■ **Records for the task**:
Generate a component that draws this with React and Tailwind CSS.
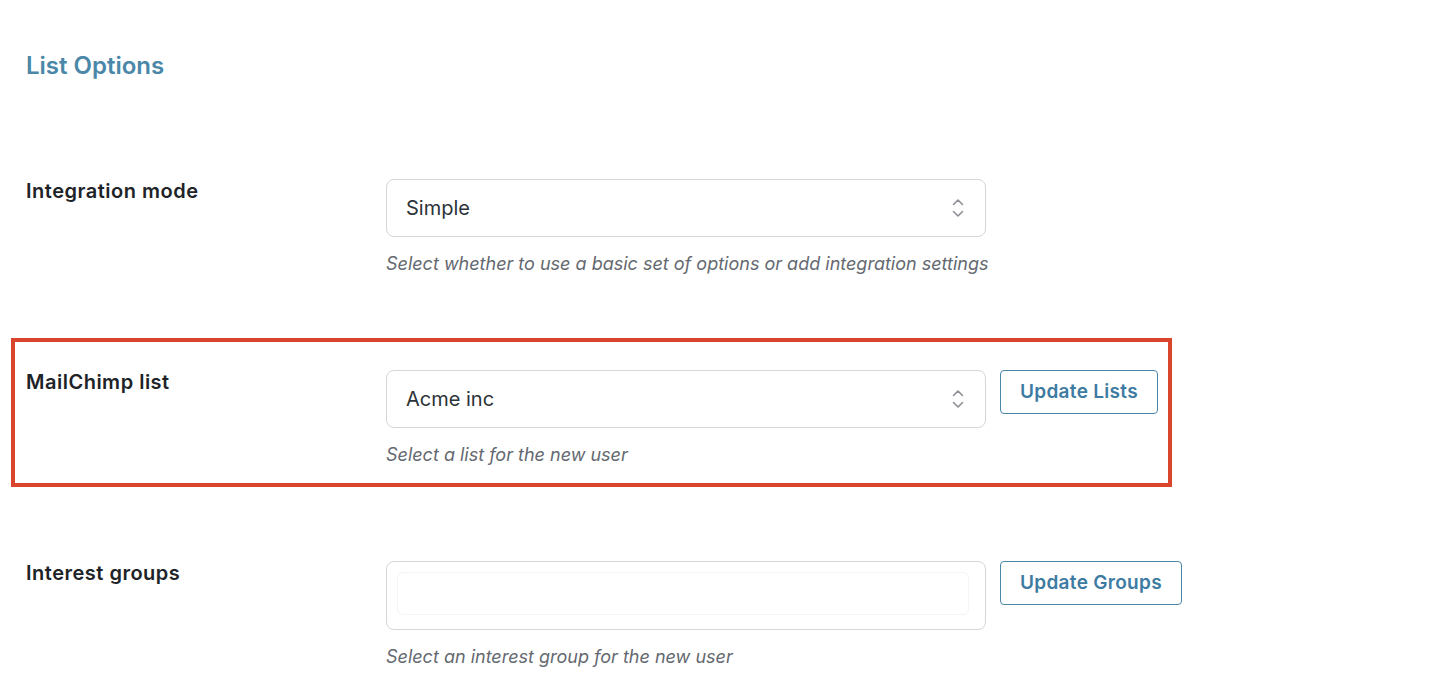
const font = { fontFamily: 'Inter, "Noto Sans", sans-serif' }

function Chevrons() {
  return (
    <svg width="14" height="22" viewBox="0 0 14 22" fill="none" className="text-[#8c8f94]">
      <path d="M2.5 7.5 7 3l4.5 4.5" stroke="currentColor" strokeWidth="1.6" strokeLinecap="round" strokeLinejoin="round" />
      <path d="M2.5 14.5 7 19l4.5-4.5" stroke="currentColor" strokeWidth="1.6" strokeLinecap="round" strokeLinejoin="round" />
    </svg>
  )
}

function Select({ value }) {
  return (
    <div className="shrink-0 w-[600px] h-[58px] flex items-center justify-between pl-[19px] pr-[20px] border border-[#d4d6d9] rounded-[8px] bg-white">
      <span className="text-[20px] text-[#2c3338]">{value}</span>
      <Chevrons />
    </div>
  )
}

function Row({ label, children, description, button, highlight }) {
  return (
    <div
      className={
        highlight
          ? 'border-4 border-[#d9462d] w-[1161px] pl-[11px] pt-[28px] pb-[16px]'
          : 'border-4 border-transparent w-[1161px] pl-[11px] pt-[28px] pb-[16px]'
      }
    >
      <div className="flex items-start">
        <div className="shrink-0 w-[360px] text-[20px] tracking-[0.5px] font-semibold text-[#1d2327] leading-[24px]">{label}</div>
        <div>
          <div className="flex items-start gap-[14px]">
            {children}
            {button && (
              <button className="shrink-0 whitespace-nowrap h-[44px] px-[19px] border border-[#4a87a8] rounded-[4px] text-[19px] tracking-[0.3px] font-semibold text-[#3d7ba2] bg-white">
                {button}
              </button>
            )}
          </div>
          <p className="mt-[15px] text-[18px] italic text-[#646970] leading-[24px] whitespace-nowrap">{description}</p>
        </div>
      </div>
    </div>
  )
}

export default function App() {
  return (
    <div className="min-h-screen bg-white pl-[11px] pt-[50px]" style={font}>
      <h2 className="pl-[15px] text-[24px] font-semibold text-[#4a87a8] leading-[32px]">List Options</h2>

      <div className="mt-[65px] flex flex-col gap-[42px]">
        <Row label="Integration mode" description="Select whether to use a basic set of options or add integration settings">
          <Select value="Simple" />
        </Row>

        <Row
          highlight
          label="MailChimp list"
          button="Update Lists"
          description="Select a list for the new user"
        >
          <Select value="Acme inc" />
        </Row>

        <Row label="Interest groups" button="Update Groups" description="Select an interest group for the new user">
          <div className="shrink-0 w-[600px] h-[69px] border border-[#d4d6d9] rounded-[8px] bg-white pl-[10px] pr-[16px] pt-[10px]">
            <div className="h-[43px] border border-[#f3f4f5] rounded-[6px]" />
          </div>
        </Row>
      </div>
    </div>
  )
}
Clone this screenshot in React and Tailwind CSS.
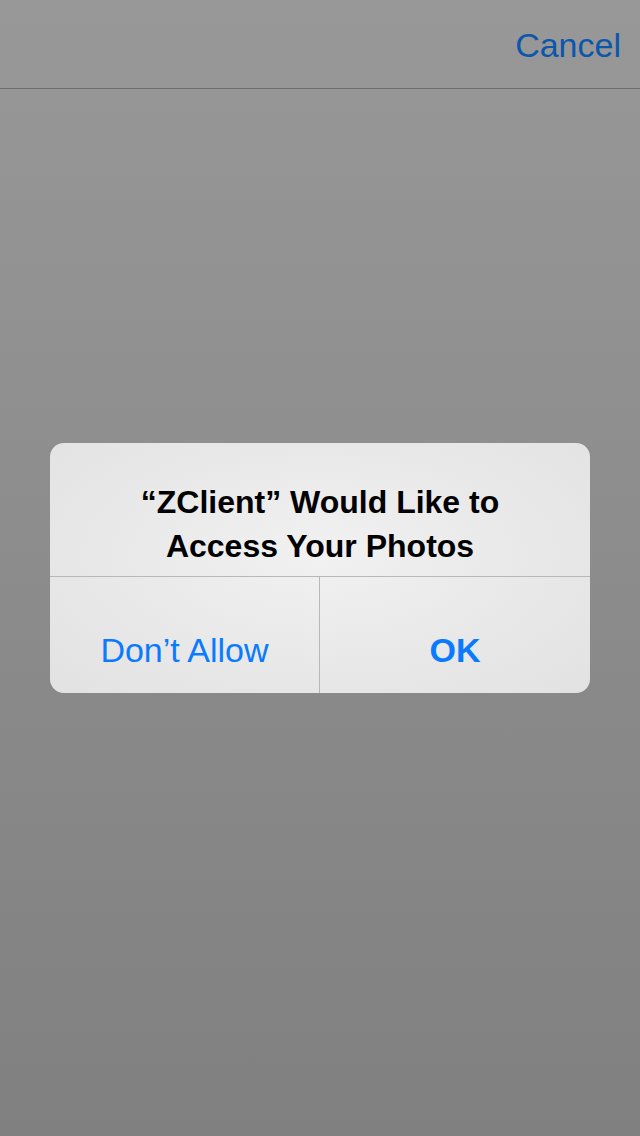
export default function App() {
  return (
    <div
      className="w-[640px] h-[1136px] flex flex-col bg-gradient-to-b from-[#989898] to-[#808080]"
      style={{ fontFamily: '"Liberation Sans", Arial, sans-serif' }}
    >
      {/* dimmed nav bar */}
      <div className="h-[89px] border-b border-[#6e6e6e] flex justify-end items-start pt-[23px] pr-[19px]">
        <span className="text-[34px] leading-[44px] text-[#0c56ab]">Cancel</span>
      </div>

      <div className="flex-1 flex justify-center items-start pt-[354px]">
        <div className="w-[540px] rounded-[14px] overflow-hidden bg-[radial-gradient(ellipse_at_50%_45%,#f1f1f1_0%,#e7e7e7_65%,#e2e2e2_100%)]">
          <div className="h-[133px] flex flex-col items-center pt-[37px] text-black font-bold text-[32px] leading-[44px] text-center">
            <div>“ZClient” Would Like to</div>
            <div>Access Your Photos</div>
          </div>
          <div className="h-[117px] border-t border-[#b8b8b8] flex">
            <div className="w-[270px] border-r border-[#b8b8b8] flex items-start justify-center pt-[51px] text-[34px] leading-[44px] text-[#0a7aff]">
              Don’t Allow
            </div>
            <div className="flex-1 flex items-start justify-center pt-[51px] text-[34px] leading-[44px] font-bold text-[#0a7aff]">
              OK
            </div>
          </div>
        </div>
      </div>
    </div>
  );
}
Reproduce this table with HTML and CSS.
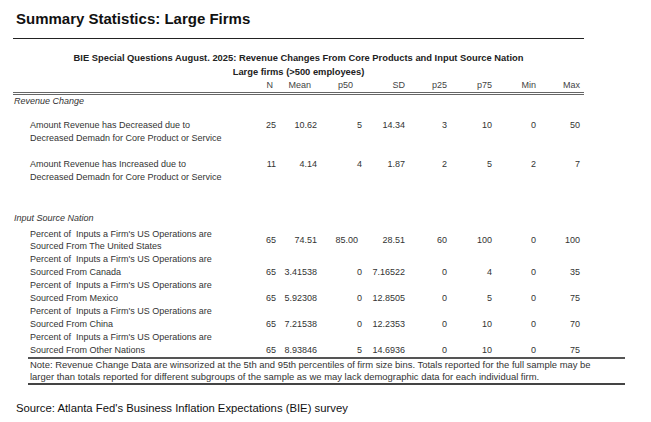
FILE: index.html
```html
<!DOCTYPE html>
<html>
<head>
<meta charset="utf-8">
<title>Summary Statistics: Large Firms</title>
<link rel="stylesheet" href="styles.css">
</head>
<body>
<h1 class="title">Summary Statistics: Large Firms</h1>
<div class="rule"></div>
<section class="table">
  <div class="caption caption-first">BIE Special Questions August. 2025: Revenue Changes From Core Products and Input Source Nation</div>
  <div class="caption">Large firms (&gt;500 employees)</div>
  <div class="row head">
    <span></span><span class="h-n">N</span><span class="h-mean">Mean</span><span class="h-p50">p50</span><span>SD</span><span>p25</span><span>p75</span><span>Min</span><span>Max</span>
  </div>
  <div class="group">Revenue Change</div>
  <div class="row item item-first">
    <span class="label">Amount Revenue has Decreased due to<br>Decreased Demadn for Core Product or Service</span>
    <span>25</span><span>10.62</span><span>5</span><span>14.34</span><span>3</span><span>10</span><span>0</span><span>50</span>
  </div>
  <div class="row item">
    <span class="label">Amount Revenue has Increased due to<br>Decreased Demadn for Core Product or Service</span>
    <span>11</span><span>4.14</span><span>4</span><span>1.87</span><span>2</span><span>5</span><span>2</span><span>7</span>
  </div>
  <div class="group group-second">Input Source Nation</div>
  <div class="row src src-first">
    <span class="label">Percent of&nbsp; Inputs a Firm's US Operations are<br>Sourced From The United States</span>
    <span>65</span><span>74.51</span><span class="v-p50">85.00</span><span>28.51</span><span>60</span><span>100</span><span>0</span><span>100</span>
  </div>
  <div class="row src src-end">
    <span class="label">Percent of&nbsp; Inputs a Firm's US Operations are<br>Sourced From Canada</span>
    <span>65</span><span>3.41538</span><span>0</span><span>7.16522</span><span>0</span><span>4</span><span>0</span><span>35</span>
  </div>
  <div class="row src src-end">
    <span class="label">Percent of&nbsp; Inputs a Firm's US Operations are<br>Sourced From Mexico</span>
    <span>65</span><span>5.92308</span><span>0</span><span>12.8505</span><span>0</span><span>5</span><span>0</span><span>75</span>
  </div>
  <div class="row src src-end">
    <span class="label">Percent of&nbsp; Inputs a Firm's US Operations are<br>Sourced From China</span>
    <span>65</span><span>7.21538</span><span>0</span><span>12.2353</span><span>0</span><span>10</span><span>0</span><span>70</span>
  </div>
  <div class="row src src-end">
    <span class="label">Percent of&nbsp; Inputs a Firm's US Operations are<br>Sourced From Other Nations</span>
    <span>65</span><span>8.93846</span><span>5</span><span>14.6936</span><span>0</span><span>10</span><span>0</span><span>75</span>
  </div>
</section>
<div class="note">Note: Revenue Change Data are winsorized at the 5th and 95th percentiles of firm size bins. Totals reported for the full sample may be<br>larger than totals reported for different subgroups of the sample as we may lack demographic data for each individual firm.</div>
<p class="source">Source: Atlanta Fed's Business Inflation Expectations (BIE) survey</p>
</body>
</html>
```
FILE: styles.css
```css
body {
  margin: 0;
  background: #ffffff;
  font-family: "Liberation Sans", Arial, sans-serif;
  color: #333333;
}

.title {
  margin: 10px 0 0 16px;
  font-size: 15px;
  line-height: 18px;
  font-weight: bold;
  color: #111111;
}

.rule {
  margin: 10px 0 0 13px;
  width: 571px;
  height: 1px;
  background: #222222;
}

.table {
  margin-left: 13px;
  width: 571px;
  font-size: 9px;
}

.caption {
  text-align: center;
  font-weight: bold;
  font-size: 9.35px;
  line-height: 14px;
  color: #222222;
}

.caption-first {
  margin-top: 12px;
}

.row {
  display: grid;
  grid-template-columns: 233px 30px 41px 45px 43px 42px 45px 44px 44px;
  text-align: right;
}

.row .label {
  text-align: left;
  padding-left: 17px;
}

.head {
  line-height: 13px;
  color: #444444;
  border-bottom: 3px double #666666;
}

.h-n { padding-right: 3px; }
.h-mean { padding-right: 6px; }
.h-p50 { padding-right: 9px; }
.v-p50 { padding-right: 4px; }

.group {
  font-style: italic;
  line-height: 13px;
  padding-left: 1px;
}

.group-second {
  margin-top: 28px;
}

.item {
  line-height: 13px;
  align-items: start;
  margin-top: 13px;
}

.item-first {
  margin-top: 10.5px;
}

.src {
  line-height: 12.9px;
  align-items: end;
}

.src-first {
  margin-top: 3px;
  align-items: center;
}

.note {
  margin-left: 28px;
  width: 595px;
  padding-left: 2px;
  font-size: 9.45px;
  line-height: 12px;
  border-top: 2px solid #555555;
  border-bottom: 2px solid #444444;
}

.source {
  margin: 16px 0 0 16px;
  font-size: 11.3px;
  line-height: 14px;
  color: #111111;
}
```
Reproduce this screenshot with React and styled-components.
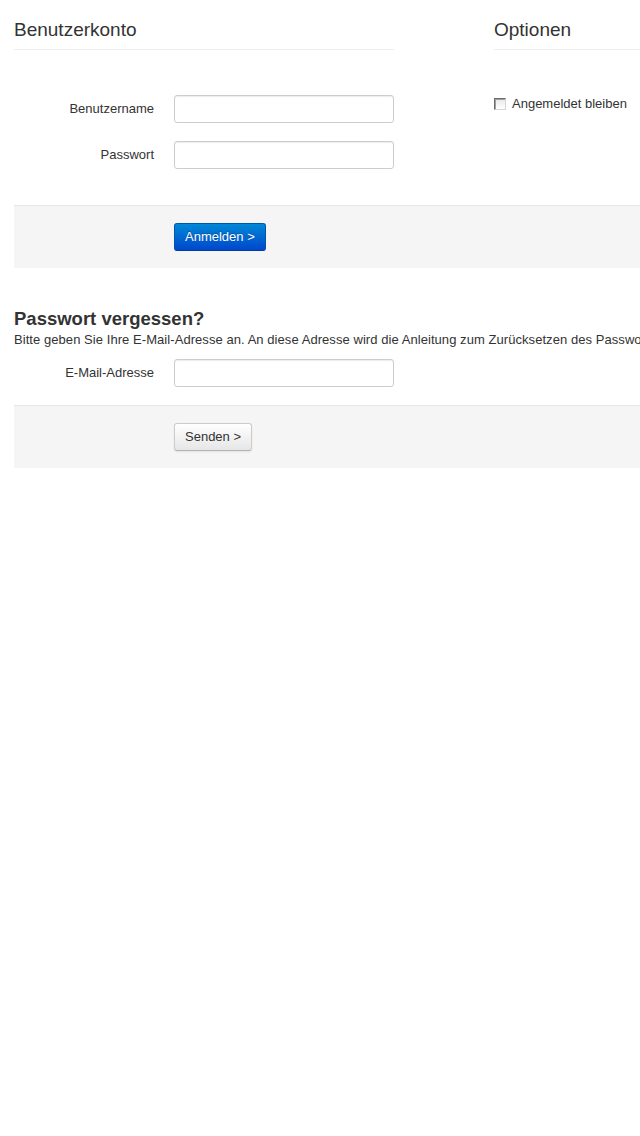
import React from "react";
import styled, { createGlobalStyle } from "styled-components";

const Global = createGlobalStyle`
  html, body { margin: 0; padding: 0; background: #fff; overflow: hidden; }
  body {
    font-family: "Liberation Sans", Arial, sans-serif;
    font-size: 13px;
    color: #333;
  }
`;

const Page = styled.div`
  width: 940px;
  padding: 9px 0 0 14px;
`;

const Form = styled.form`
  margin: 0;
`;

const Columns = styled.div`
  display: grid;
  grid-template-columns: 380px 480px;
  column-gap: 100px;
`;

const Fieldset = styled.fieldset`
  border: 0;
  margin: 0;
  padding: 0;
  min-width: 0;
`;

const Legend = styled.div`
  font-size: 19px;
  line-height: 42px;
  height: 40px;
  color: #333;
  border-bottom: 1px solid #eee;
  margin-bottom: 45px;
`;

const ControlGroup = styled.div`
  display: flex;
  align-items: center;
  margin-bottom: ${(p) => (p.$last ? "0" : "18px")};
`;

const ControlLabel = styled.label`
  width: 140px;
  padding-right: 20px;
  text-align: right;
  line-height: 28px;
  font-size: 13px;
  color: #333;
`;

const Input = styled.input`
  box-sizing: border-box;
  width: 220px;
  height: 28px;
  margin: 0;
  padding: 4px 6px;
  border: 1px solid #ccc;
  border-radius: 3px;
  background: #fff;
  box-shadow: inset 0 1px 1px rgba(0, 0, 0, 0.075);
  font-family: inherit;
  font-size: 13px;
  outline: none;
`;

const CheckRow = styled.label`
  display: flex;
  align-items: center;
  gap: 6px;
  line-height: 18px;
  font-size: 13px;
  color: #333;
`;

const CheckBox = styled.span`
  box-sizing: border-box;
  width: 12px;
  height: 12px;
  border: 1px solid #6d6d6d;
  border-right-color: #d6d6d6;
  border-bottom-color: #d6d6d6;
  background: linear-gradient(#e8e8e8, #fff);
  box-shadow: inset 1px 1px 0 #a0a0a0;
`;

const Actions = styled.div`
  margin-top: ${(p) => p.$top};
  border-top: 1px solid #e5e5e5;
  background: #f5f5f5;
  padding: 17px 0 17px 160px;
  width: 960px;
`;

const Button = styled.button`
  box-sizing: border-box;
  height: 28px;
  padding: 0 10px;
  border-radius: 3px;
  font-family: inherit;
  font-size: 13px;
  line-height: 26px;
  cursor: pointer;
  ${(p) =>
    p.$primary
      ? `
    color: #fff;
    border: 1px solid #0055b3;
    border-bottom-color: #003d99;
    background: linear-gradient(#0088d6, #0047cc);
    text-shadow: 0 -1px 0 rgba(0,0,0,0.25);
  `
      : `
    color: #333;
    border: 1px solid #ccc;
    border-bottom-color: #b3b3b3;
    background: linear-gradient(#ffffff, #e6e6e6);
    box-shadow: 0 1px 2px rgba(0,0,0,0.08);
  `}
`;

const SubHeading = styled.h2`
  margin: 40px 0 0;
  font-size: 18.5px;
  line-height: 22px;
  font-weight: bold;
  color: #333;
`;

const Description = styled.p`
  margin: 1px 0 10px;
  line-height: 18px;
  font-size: 13px;
  letter-spacing: 0.06px;
  white-space: nowrap;
`;

export default function App() {
  return (
    <>
      <Global />
      <Page>
        <Form>
          <Columns>
            <Fieldset>
              <Legend>Benutzerkonto</Legend>
              <ControlGroup>
                <ControlLabel>Benutzername</ControlLabel>
                <Input type="text" />
              </ControlGroup>
              <ControlGroup $last>
                <ControlLabel>Passwort</ControlLabel>
                <Input type="password" />
              </ControlGroup>
            </Fieldset>
            <Fieldset>
              <Legend>Optionen</Legend>
              <CheckRow>
                <CheckBox />
                Angemeldet bleiben
              </CheckRow>
            </Fieldset>
          </Columns>
          <Actions $top="36px">
            <Button type="button" $primary>
              Anmelden &gt;
            </Button>
          </Actions>
        </Form>
        <Form>
          <SubHeading>Passwort vergessen?</SubHeading>
          <Description>
            Bitte geben Sie Ihre E-Mail-Adresse an. An diese Adresse wird die Anleitung zum Zurücksetzen des Passworts gesendet.
          </Description>
          <ControlGroup $last>
            <ControlLabel>E-Mail-Adresse</ControlLabel>
            <Input type="email" />
          </ControlGroup>
          <Actions $top="18px">
            <Button type="button">Senden &gt;</Button>
          </Actions>
        </Form>
      </Page>
    </>
  );
}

■ **To do**:
From the listing above, find the number of lines with the word "components" in them. Answer with the number only.

■ **Solution to the exercise**:
2